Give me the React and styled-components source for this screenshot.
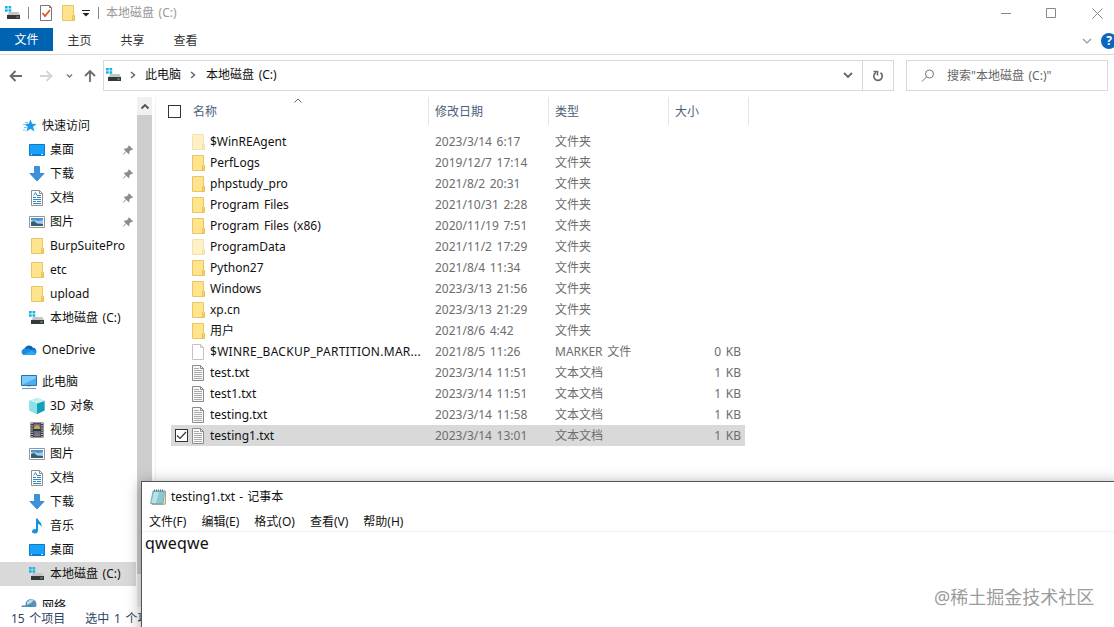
import React from 'react';
import styled, { createGlobalStyle } from "styled-components";

const sideItems = [
  { icon: 'star', text: '快速访问', top: true },
  { icon: 'desktop', text: '桌面', pin: true },
  { icon: 'down', text: '下载', pin: true },
  { icon: 'doc', text: '文档', pin: true },
  { icon: 'pic', text: '图片', pin: true },
  { icon: 'folder', text: 'BurpSuitePro' },
  { icon: 'folder', text: 'etc' },
  { icon: 'folder', text: 'upload' },
  { icon: 'drive', text: '本地磁盘 (C:)' },
  { icon: 'cloud', text: 'OneDrive', top: true, gap: true },
  { icon: 'pc', text: '此电脑', top: true, gap: true },
  { icon: 'cube', text: '3D 对象' },
  { icon: 'film', text: '视频' },
  { icon: 'pic', text: '图片' },
  { icon: 'doc', text: '文档' },
  { icon: 'down', text: '下载' },
  { icon: 'music', text: '音乐' },
  { icon: 'desktop', text: '桌面' },
  { icon: 'drive', text: '本地磁盘 (C:)', active: true },
  { icon: 'net', text: '网络', top: true, gap: true },
];

const files = [
  { icon: 'folder', faded: true, name: '$WinREAgent', date: '2023/3/14 6:17', type: '文件夹' },
  { icon: 'folder', name: 'PerfLogs', date: '2019/12/7 17:14', type: '文件夹' },
  { icon: 'folder', name: 'phpstudy_pro', date: '2021/8/2 20:31', type: '文件夹' },
  { icon: 'folder', name: 'Program Files', date: '2021/10/31 2:28', type: '文件夹' },
  { icon: 'folder', name: 'Program Files (x86)', date: '2020/11/19 7:51', type: '文件夹' },
  { icon: 'folder', faded: true, name: 'ProgramData', date: '2021/11/2 17:29', type: '文件夹' },
  { icon: 'folder', name: 'Python27', date: '2021/8/4 11:34', type: '文件夹' },
  { icon: 'folder', name: 'Windows', date: '2023/3/13 21:56', type: '文件夹' },
  { icon: 'folder', name: 'xp.cn', date: '2023/3/13 21:29', type: '文件夹' },
  { icon: 'folder', name: '用户', date: '2021/8/6 4:42', type: '文件夹' },
  { icon: 'blank', faded: true, wide: true, name: '$WINRE_BACKUP_PARTITION.MAR...', date: '2021/8/5 11:26', type: 'MARKER 文件', size: '0 KB' },
  { icon: 'text', name: 'test.txt', date: '2023/3/14 11:51', type: '文本文档', size: '1 KB' },
  { icon: 'text', name: 'test1.txt', date: '2023/3/14 11:51', type: '文本文档', size: '1 KB' },
  { icon: 'text', name: 'testing.txt', date: '2023/3/14 11:58', type: '文本文档', size: '1 KB' },
  { icon: 'text', name: 'testing1.txt', date: '2023/3/14 13:01', type: '文本文档', size: '1 KB', checked: true },
];

const shapes = {
  folder: (
    <>
      <path d="M2.500.5h11v9l1 1v5h-12z" fill="#ffe38d" stroke="#e9c665" />
      <path d="M12.500 15V10.500l1-1 1 1V15z" fill="#f9d466" stroke="#e6bd4c" strokeWidth=".8" />
    </>
  ),
  drive: (
    <>
      <path d="M0 1h2.700v2.500H0zM3.500 1h2.700v2.500H3.500zM0 4.300h2.700v2.500H0zM3.500 4.300h2.700v2.500H3.500z" fill="#19b2e8" />
      <path d="M4 7h9.500l1.500 3H2.500z" fill="#c4c6c8" />
      <path d="M2 10h13v4H2z" fill="#34383b" />
      <path d="M11.500 11.500h2v1h-2z" fill="#7ed6b1" />
    </>
  ),
  star: (
    <>
      <path d="M9.500 1.500l1.600 4.300 4.400.1-3.500 2.800 1.500 4.700-4.100-2.600-4 2.700 1.300-4.700-3.600-2.900 4.600-.1z" fill="#1d9bea" />
      <path d="M4 4.500h3M2 6.500h3M3 9.500h3M2 12h2.500" stroke="#7cc7f5" />
    </>
  ),
  desktop: (
    <>
      <path d="M.5 2.500h15v11H.5z" fill="#1aa1fa" stroke="#0e7bc9" />
      <path d="M1 12.500h14" stroke="#077ccc" />
      <path d="M2 12.500h1M12 12.500h2" stroke="#d5efff" />
    </>
  ),
  down: <path d="M5.500 0.500h5v7h4.500l-7 7.500L1 7.500h4.500z" fill="#3a92dc" stroke="#297dc4" strokeWidth=".8" />,
  doc: (
    <>
      <path d="M2.500.5h8l3 3v12h-11z" fill="#fcfdff" stroke="#8d9092" />
      <path d="M10.500.5v3h3" fill="none" stroke="#8d9092" />
      <path d="M4.500 5.500l2-3 1.500 3M8 5.500h4M4 7.500h3M8 7.500h4M4 9.500h8M4 11.500h3M8 11.500h4M4 13.500h8" fill="none" stroke="#3689bf" />
    </>
  ),
  pic: (
    <>
      <path d="M.5 2.500h15v11H.5z" fill="#fff" stroke="#939698" />
      <path d="M2 4h12v8H2z" fill="#9bcdf1" />
      <path d="M2 4h12v2l-4 1-8-1z" fill="#4e93d3" />
      <path d="M2 8l3-1 3 2.500 6 .5v2H2z" fill="#385e68" />
    </>
  ),
  cloud: (
    <>
      <path d="M3.500 13A3.400 3.400 0 0 1 3.500 6.500 4.800 4.800 0 0 1 12 5.700 3.800 3.800 0 0 1 13 13z" fill="#0c62b8" />
      <path d="M4 13a3 3 0 0 1-2-5.500l5-1.200 3 1.400 3-.5a3 3 0 0 1 0 5.800z" fill="#168edf" />
      <path d="M3 13l7-4.500 5 3q-.6 1.500-2 1.500z" fill="#30a9ee" />
    </>
  ),
  pc: (
    <>
      <path d="M.5 1.500h15v10H.5z" fill="#49aef4" stroke="#356f9f" />
      <path d="M1 2h14v2L1 11z" fill="#7acbff" />
      <path d="M6 12h4v1H6z" fill="#c5d4df" />
      <path d="M1 14.500h14" stroke="#6a98bb" />
    </>
  ),
  cube: (
    <>
      <path d="M8 0l7.500 3v9.500L8 16 .5 12.500V3z" fill="#49c3d4" />
      <path d="M.5 3L8 5.500V16L.5 12.500z" fill="#8be1e9" />
      <path d="M8 5.500L15.500 3v9.500L8 16z" fill="#159eb8" />
      <path d="M.5 3L8 0l7.500 3L8 5.500z" fill="#c4f2f4" />
    </>
  ),
  film: (
    <>
      <path d="M1.500.5h13v15h-13z" fill="#343638" />
      <path d="M4.500 1.500h7V7h-7z" fill="#78649d" />
      <path d="M4.500 9h7v5.500h-7z" fill="#4c73b0" />
      <path d="M5 5q3-4 6 0v2H5z" fill="#c3a549" />
      <path d="M5 13l3-2 3 2v1H5z" fill="#ab743a" />
      <path d="M3 1v14M13 1v14" stroke="#e9eaeb" strokeWidth="1.400" strokeDasharray="1 1.200" />
    </>
  ),
  music: <path d="M7 .5h1.800c.4 3 5 4 3.500 8.500-.5-2-1.800-2.700-3.300-3.100V13c0 3-6 3.600-6 .6 0-2 2-3 4-2.400z" fill="#1592e6" />,
  net: (
    <>
      <circle cx="10" cy="6.500" r="5.500" fill="#5692bd" />
      <path d="M6 4q4-4 7-2-2 3-7 5z" fill="#b8d9ea" />
      <path d="M1 8h9v5H1z" fill="#67b5e6" stroke="#3e789d" />
      <path d="M0 14.500h10" stroke="#94acbd" />
    </>
  ),
  blank: (
    <>
      <path d="M2.500.5h8l3 3v12h-11z" fill="#fff" stroke="#8b8b8b" />
      <path d="M10.500.5v3h3" fill="none" stroke="#8b8b8b" />
    </>
  ),
  text: (
    <>
      <path d="M2.500.5h8l3 3v12h-11z" fill="#f8f8f8" stroke="#8b8b8b" />
      <path d="M10.500.5v3h3" fill="none" stroke="#8b8b8b" />
      <path d="M4 3.500h5M4 5.500h8M4 7.500h8M4 9.500h8M4 11.500h8M4 13.500h8" stroke="#aaa" />
    </>
  ),
  check: (
    <>
      <path d="M2.500.5h9l2 2v13h-11z" fill="#fff" stroke="#777" />
      <path d="M11.500.5v2h2" fill="none" stroke="#777" />
      <path d="M4.500 8l2.500 3 5-6" fill="none" stroke="#e05a2b" strokeWidth="1.800" />
    </>
  ),
  pin: <path d="M8.500 3l4.500 4.500-1.200.4-.8-.2-2 2 .1 1.800-.9.9-2.500-2.500L2.500 13l-.5-.5 3.100-3.200L3 7.200l.9-.9 1.900.1 2-2-.2-.8z" fill="#858e96" />,
  notepad: (
    <>
      <path d="M3.500 2.500l12-.5v13l-2 .5H2z" fill="#e8dfc2" stroke="#9b9377" strokeWidth=".8" />
      <path d="M3 2h11.500L13 14.500H.5z" fill="#8ac8d3" stroke="#62a1af" strokeWidth=".7" />
      <path d="M4 3h5L6 14H1.500z" fill="#b8e2e6" />
      <path d="M4 1.500h10" stroke="#596e76" strokeWidth="2" strokeDasharray="1 1" />
    </>
  ),
};

const Icon = ({ name, faded }) => (
  <Glyph viewBox="0 0 16 16" $faded={faded}>{shapes[name]}</Glyph>
);

const Chevron = ({ d, color = '#666', w = 1.5 }) => (
  <Small viewBox="0 0 10 10">
    <path d={d} fill="none" stroke={color} strokeWidth={w} />
  </Small>
);

const RIGHT = 'M3 2l3.500 3L3 8';
const DOWN = 'M1 3l4 4 4-4';
const UP = 'M1.500 6.500L5 3l3.500 3.500';

function App() {
  return (
    <Screen>
      <Global />
      <TitleBar>
        <Icon name="drive" />
        <Bar />
        <Icon name="check" />
        <Icon name="folder" />
        <Small viewBox="0 0 10 10">
          <path d="M1 2.500h8" stroke="#222" />
          <path d="M1.500 5h7L5 8.500z" fill="#222" />
        </Small>
        <Bar />
        <Caption>本地磁盘 (C:)</Caption>
        <WinButtons viewBox="0 0 108 12">
          <path d="M5 6.500h10M50.500 1.500h9v9h-9zM96.500 1.500l10 10M106.500 1.500l-10 10" fill="none" stroke="#888" />
        </WinButtons>
      </TitleBar>

      <Tabs>
        <FileTab>文件</FileTab>
        <Tab>主页</Tab>
        <Tab>共享</Tab>
        <Tab>查看</Tab>
        <TabEnd>
          <Chevron d={DOWN} color="#999" w={1.2} />
          <Help>?</Help>
        </TabEnd>
      </Tabs>

      <NavBar>
        <NavArrows viewBox="0 0 98 20">
          <path d="M22 10H11M15.500 5L10.500 10l5 5" fill="none" stroke="#6b6b6b" strokeWidth="1.800" />
          <path d="M40 10h11M46.500 5l5 5-5 5" fill="none" stroke="#d4d4d4" strokeWidth="1.800" />
          <path d="M67 8.500l2.500 2.500L72 8.500" fill="none" stroke="#7a7a7a" strokeWidth="1.500" />
          <path d="M90 16V5M85 10l5-5 5 5" fill="none" stroke="#6b6b6b" strokeWidth="1.800" />
        </NavArrows>
        <Address>
          <Icon name="drive" />
          <Chevron d={RIGHT} />
          <span>此电脑</span>
          <Chevron d={RIGHT} />
          <span>本地磁盘 (C:)</span>
          <DropArrow><Chevron d={DOWN} w={1.8} /></DropArrow>
          <Refresh>
            <svg width="12" height="12" viewBox="0 0 12 12">
              <path d="M8.500 2.800A4.200 4.200 0 1 1 4 2.500" fill="none" stroke="#6b6b6b" strokeWidth="1.700" />
              <path d="M1.500 1.500h4V5.500" fill="none" stroke="#6b6b6b" strokeWidth="1.600" />
            </svg>
          </Refresh>
        </Address>
        <Search>
          <svg width="14" height="14" viewBox="0 0 14 14">
            <circle cx="8.500" cy="5" r="4" fill="none" stroke="#777" />
            <path d="M5.500 8L1 12.500" stroke="#777" />
          </svg>
          <span>搜索"本地磁盘 (C:)"</span>
        </Search>
      </NavBar>

      <Body>
        <Sidebar>
          {sideItems.map((item, i) => (
            <SideItem key={i} $top={item.top} $gap={item.gap} $active={item.active}>
              <Icon name={item.icon} />
              <Label>{item.text}</Label>
              {item.pin && <Icon name="pin" />}
            </SideItem>
          ))}
        </Sidebar>
        <Scroll>
          <ScrollButton><Chevron d={UP} color="#505050" w={1.8} /></ScrollButton>
          <Thumb />
        </Scroll>
        <Main>
          <HeaderRow>
            <NameHead><Check />名称</NameHead>
            <Head>修改日期</Head>
            <Head>类型</Head>
            <Head>大小</Head>
            <SortMark><Chevron d={UP} w={1} /></SortMark>
          </HeaderRow>
          {files.map((file) => (
            <Row key={file.name} $checked={file.checked}>
              <Name>
                {file.checked && (
                  <Check>
                    <svg width="11" height="11" viewBox="0 0 11 11">
                      <path d="M1 5.500l3 3 6-6.500" fill="none" stroke="#333" strokeWidth="1.200" />
                    </svg>
                  </Check>
                )}
                <Icon name={file.icon} faded={file.faded} />
                <FileName $wide={file.wide}>{file.name}</FileName>
              </Name>
              <Cell>{file.date}</Cell>
              <Cell>{file.type}</Cell>
              <SizeCell>{file.size}</SizeCell>
            </Row>
          ))}
        </Main>
      </Body>

      <StatusBar>
        <span>15 个项目</span>
        <span>选中 1 个项目</span>
      </StatusBar>

      <Notepad>
        <NoteTitle><Icon name="notepad" />testing1.txt - 记事本</NoteTitle>
        <NoteMenu>
          <span>文件(F)</span>
          <span>编辑(E)</span>
          <span>格式(O)</span>
          <span>查看(V)</span>
          <span>帮助(H)</span>
        </NoteMenu>
        <NoteText>qweqwe</NoteText>
      </Notepad>
      <Watermark>@稀土掘金技术社区</Watermark>
    </Screen>
  );
}

const Global = createGlobalStyle`
  body {
    margin: 0;
    overflow: hidden;
  }
  * {
    box-sizing: border-box;
  }
`

const Screen = styled.div`
  position: relative;
  display: flex;
  flex-direction: column;
  width: 1114px;
  height: 627px;
  overflow: hidden;
  background: #fff;
  color: #111;
  font: 12px/16px "Noto Sans", "Noto Sans CJK SC", sans-serif;
  word-spacing: 1.5px;
  white-space: nowrap;
`

const Glyph = styled.svg`
  flex: none;
  width: 16px;
  height: 16px;
  opacity: ${(p) => (p.$faded ? 0.5 : 1)};
`

const Small = styled.svg`
  flex: none;
  width: 10px;
  height: 10px;
`

const TitleBar = styled.div`
  display: flex;
  align-items: center;
  height: 28px;
  padding: 0 6px 2px 5px;
  > svg:nth-child(3) {
    margin-left: 9px;
  }
  > svg:nth-child(4) {
    margin: 0 5px 0 6px;
  }
`

const Bar = styled.div`
  width: 1px;
  height: 12px;
  margin-left: 7px;
  background: #888;
`

const Caption = styled.div`
  margin-left: 7px;
  color: #999;
`

const WinButtons = styled.svg`
  width: 108px;
  height: 12px;
  margin-left: auto;
  margin-right: 4px;
  margin-bottom: 1px;
`

const Tabs = styled.div`
  display: flex;
  height: 27px;
  padding-bottom: 3px;
  border-bottom: 1px solid #dadada;
  line-height: 25px;
`

const Tab = styled.div`
  width: 53px;
  text-align: center;
  color: #333;
`

const FileTab = styled(Tab)`
  background: #0063b1;
  color: #fff;
  line-height: 23px;
`

const TabEnd = styled.div`
  display: flex;
  align-items: center;
  gap: 9px;
  width: 32px;
  height: 25px;
  margin-left: auto;
`

const Help = styled.div`
  flex: none;
  width: 16px;
  height: 16px;
  border-radius: 50%;
  background: #0a67bd;
  color: #fff;
  font-weight: bold;
  line-height: 16px;
  text-align: center;
`

const NavBar = styled.div`
  display: flex;
  height: 42px;
  padding: 5px 6px 6px 0;
`

const NavArrows = styled.svg`
  width: 98px;
  height: 20px;
  margin: 6px 5px 0 0;
`

const Address = styled.div`
  display: flex;
  align-items: center;
  width: 791px;
  height: 31px;
  padding: 0 0 1px 2px;
  border: 1px solid #d9d9d9;
  > svg:nth-child(2) {
    margin: 0 7px 0 6px;
  }
  > svg:nth-child(4) {
    margin: 0 8px 0 7px;
  }
`

const DropArrow = styled.div`
  display: flex;
  margin-left: auto;
  margin-right: 9px;
`

const Refresh = styled.div`
  display: flex;
  align-items: center;
  justify-content: center;
  width: 31px;
  height: 29px;
  margin-bottom: -1px;
  border-left: 1px solid #d9d9d9;
`

const Search = styled.div`
  display: flex;
  align-items: center;
  gap: 12px;
  width: 202px;
  height: 31px;
  margin-left: 12px;
  padding-left: 14px;
  border: 1px solid #d9d9d9;
  color: #666;
`

const Body = styled.div`
  display: flex;
  height: 510px;
  overflow: hidden;
`

const Sidebar = styled.div`
  width: 137px;
  padding-top: 17px;
`

const SideItem = styled.div`
  display: flex;
  align-items: center;
  gap: 5px;
  width: 136px;
  height: 24px;
  margin-top: ${(p) => (p.$gap ? 8 : 0)}px;
  padding: 0 0 1px ${(p) => (p.$top ? 21 : 29)}px;
  background: ${(p) => (p.$active ? '#d9d9d9' : 'none')};
  > svg:last-child {
    width: 15px;
    margin-left: auto;
  }
`

const Label = styled.span`
  flex: none;
  line-height: 18px;
`

const Scroll = styled.div`
  width: 15px;
  height: 510px;
  padding-top: 1px;
  background: #f0f0f0;
`

const ScrollButton = styled.div`
  display: flex;
  align-items: center;
  justify-content: center;
  height: 17px;
`

const Thumb = styled.div`
  height: 459px;
  background: #cdcdcd;
`

const Main = styled.div`
  flex: 1;
  margin-left: 3px;
  padding-left: 15px;
  border-left: 1px solid #f3f3f3;
`

const HeaderRow = styled.div`
  position: relative;
  display: flex;
  width: 578px;
  height: 28px;
  margin-bottom: 6px;
  color: #4c607a;
  line-height: 29px;
`

const NameHead = styled.div`
  display: flex;
  align-items: center;
  gap: 12px;
  width: 258px;
  border-right: 1px solid #e5e5e5;
  > div {
    margin-left: -3px;
  }
`

const Head = styled.div`
  width: 120px;
  padding-left: 6px;
  border-right: 1px solid #e5e5e5;
  &:nth-child(4) {
    width: 80px;
  }
`

const SortMark = styled.div`
  position: absolute;
  left: 122px;
  top: -1px;
  line-height: 0;
`

const Check = styled.div`
  display: flex;
  align-items: center;
  justify-content: center;
  flex: none;
  width: 13px;
  height: 13px;
  border: 1px solid #333;
  background: #fff;
`

const Row = styled.div`
  display: flex;
  width: 574px;
  height: 21px;
  background: ${(p) => (p.$checked ? '#d9d9d9' : 'none')};
  line-height: 21px;
`

const Name = styled.div`
  display: flex;
  align-items: center;
  width: 264px;
  padding-left: 4px;
  > svg {
    margin: 0 4px 0 15px;
  }
  > div + svg {
    margin-left: 2px;
  }
`

const FileName = styled.span`
  letter-spacing: ${(p) => (p.$wide ? '0.27px' : 'normal')};
`

const Cell = styled.div`
  width: 120px;
  color: #6d6d6d;
`

const SizeCell = styled(Cell)`
  width: 66px;
  text-align: right;
`

const StatusBar = styled.div`
  display: flex;
  gap: 20px;
  height: 20px;
  padding-left: 11px;
  color: #2c4262;
  line-height: 24px;
`

const Notepad = styled.div`
  position: absolute;
  left: 141px;
  top: 481px;
  width: 980px;
  height: 160px;
  border: 1px solid #555;
  background: #fff;
  box-shadow: 0 2px 14px rgba(0, 0, 0, 0.35);
`

const NoteTitle = styled.div`
  display: flex;
  align-items: center;
  gap: 5px;
  height: 29px;
  padding-left: 8px;
  word-spacing: 1px;
`

const NoteMenu = styled.div`
  display: flex;
  gap: 15px;
  height: 21px;
  padding-left: 7px;
  border-bottom: 1px solid #f0f0f0;
  line-height: 21px;
`

const NoteText = styled.div`
  padding-left: 3px;
  font-size: 16px;
  line-height: 22px;
  letter-spacing: 0.2px;
`

const Watermark = styled.div`
  position: absolute;
  left: 934px;
  top: 585px;
  color: #9c9c9c;
  font-size: 18px;
  line-height: 24px;
`

export default App;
----
- Exercise prompt -
Which lines include the word "React"? Copy every one of them.

- The response -
Give me the React and styled-components source for this screenshot.
import React from 'react';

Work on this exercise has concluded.